Ryan Blaney won Monday’s rain-delayed Cup Series race at Talladega in a two-lap shootout, beating Ryan Newman in a photo finish by 0.007 seconds, the sixth-closest finish all-time.
It is Blaney’s third career Cup win and his first win of the year. It locks him into third round of the playoffs after he entered the race below the cutoff line.
Newman took the lead on the last lap going into Turn 3 thanks to a push from Denny Hamlin. Blaney then made contact with Newman’s left rear in the middle of the tri-oval. The two rubbed doors as they approached the checkered flag as Blaney barely edged him out.
“There was no blocking (Newman) and (Hamlin),” Blaney told NBCSN. “They were coming so fast and I figured if I’d give up the bottom they were just going to leave me in the middle. So I just decided to stay with Aric (Almirola). Great pusher all day and I kind of went up and pulled (Hamlin) off (Newman) and then he was so far out in front. … (Newman) kind of pushed me below the yellow line and I wasn’t going to go there after what happened in the Truck race. Kind of got forced down and it just worked out.”

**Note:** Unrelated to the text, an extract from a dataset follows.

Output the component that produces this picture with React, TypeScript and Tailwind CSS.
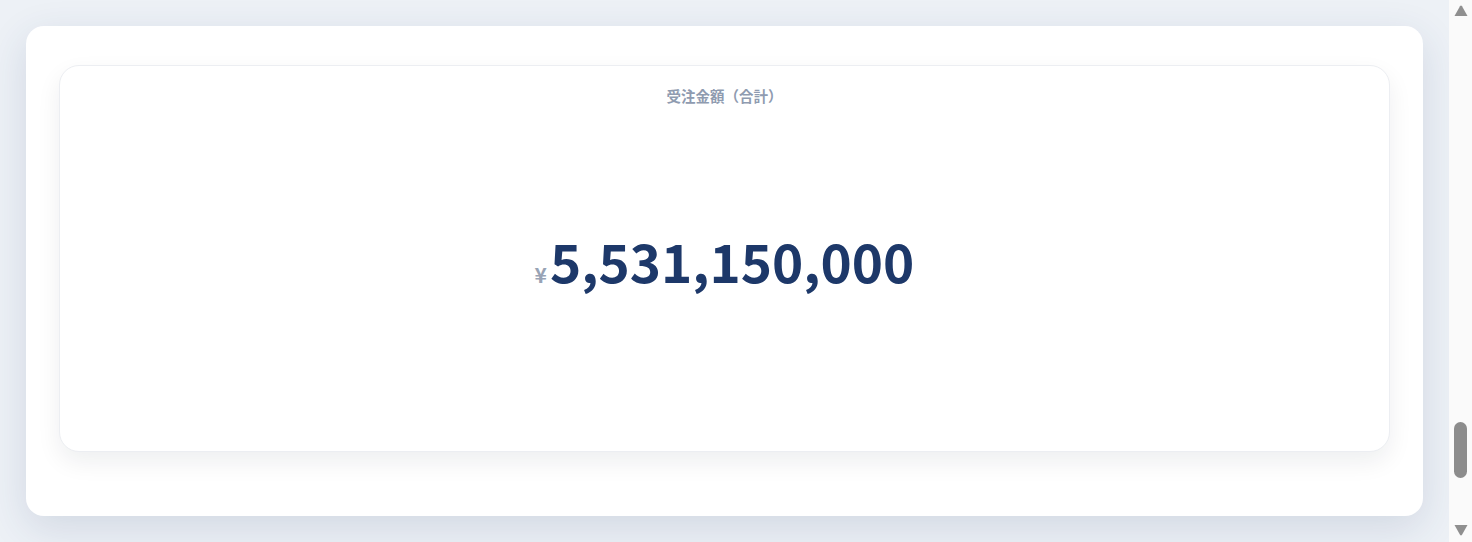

NASCAR reviewed the finish multiple times and determined Blaney was forced below the yellow line and therefore it is not a penalty.
Blaney’s win is the second race in a row where a playoff driver has earned their first win of the year after Kyle Larson won at Dover.
For Newman it ties his career-best finish at Talladega.
“They spent $50 million redeveloping this place, I should have thrown in fifty bucks to have them move the start-finish line,” Newman said to NBCSN. “Repainted it or something. It was a great run … We just came up that little bit short. I don’t know what else to say. I could have pinched him some more … you can go back and bench race that three weeks from now. It was good racing to the end.”
WHO HAD A GOOD RACE:Corey LaJoie finished seventh for his second career top-10 finish … Michael McDowell earned his third career top-five finish. All have been on superspeedways … Chase Elliott finished eighth after being involved in a wreck in the middle of the race.